L’Arabie Saoudite vient débloquer une aide de 5 milliards de dollars à l’Egypte. Les Emirats Arabes Unis ont fait de même pour 3 milliards de dollars. Ce renflouement express devrait être suivi prochainement par le Fonds monétaire international, lequel avait « idéologiquement » retardé la conclusion d’un accord avec le gouvernement islamiste de Mohamed Morsi.
Vainqueur des urnes il y a une année, Mohamed Morsi a été balayé par un puissant courant laïque qui a réussi une impressionnante mobilisation par internet (2 millions de pétitions) et sur la place Tahrir. L’armée qui a déposé et placé en détention le président démocratiquement élu est le véritable gagnant de la situation. Les généraux égyptiens ont réussi la prouesse d’obtenir le feu vert de Washington, Paris et Londres pour un changement violent et meurtrier qui porte tous les symptômes d’un coup d’Etat.
Souvent accusée de protéger les dictateurs, l’Union Africaine se retrouve seule à défendre un ordre constitutionnel dont la chute a été accueillie par un étonnant silence de l’ONU. L’organisation africaine qui a nommé un panel de haut niveau pour le suivi de la crise égyptienne arrivera-t-elle à défendre une position que nombre d’experts jugent intenables?
En effet, derrière la chute de Mohamed Morsi, il y avait le bras de fer entre islamistes et laïcs.
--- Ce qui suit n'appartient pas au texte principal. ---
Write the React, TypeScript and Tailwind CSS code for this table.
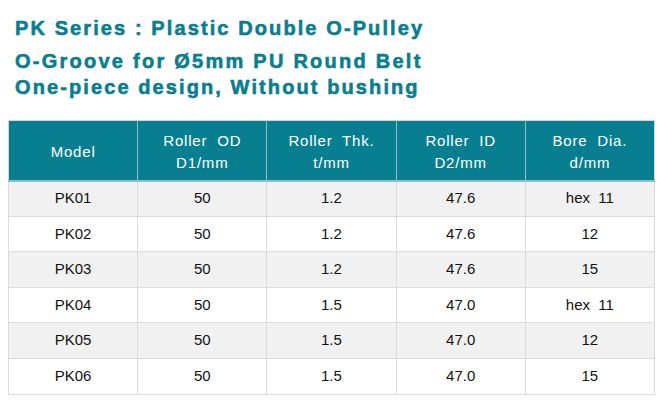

Les premiers sont soutenus par ceux, de Tunis à Téhéran, qui estiment, au delà du clivage sunnite-chiite, que la religion a la primauté sur tout, devant gérer la société et en être la référence suprême, source de droit.
Quant aux deuxièmes, modernistes autoproclamés, ils militent pour une société laïque d’inspiration occidentale où les femmes et les minorités religieuses auront des droits normaux.
Alors que les premiers se drapaient derrière une légitimité acquise par le suffrage universel, les deuxièmes invoquaient la légitimité de la rue. L’impopularité manifeste de Mohamed Morsi, dont le parti gouvernait seul à l’inverse de la Tunisie (où l’attelage gouvernemental est tiré par une troika comprenant divers courants, dominés toutefois par les islamistes) , valait-il une entorse à la constitution au risque de plonger le pays dans le bain de sang?
Pour les experts, l’Egypte est un pays stratégique, où les intérêts divers sont en conflit. Les monarchies du Golfe, traditionnellement hostiles aux islamistes réformateurs, ne voulaient pas d’un laboratoire salafiste à ciel ouvert à quelques kilomètres de leurs frontières. Hormis le Qatar et sa traditionnelle diplomatie double , aucune monarchie du Golfe n’est volée au secours de Morsi. Il semble bien que les jeux sont de plus en plus clairs dans ce que le romantisme médiatique avait désigné par l’expression analogique « printemps arabe ».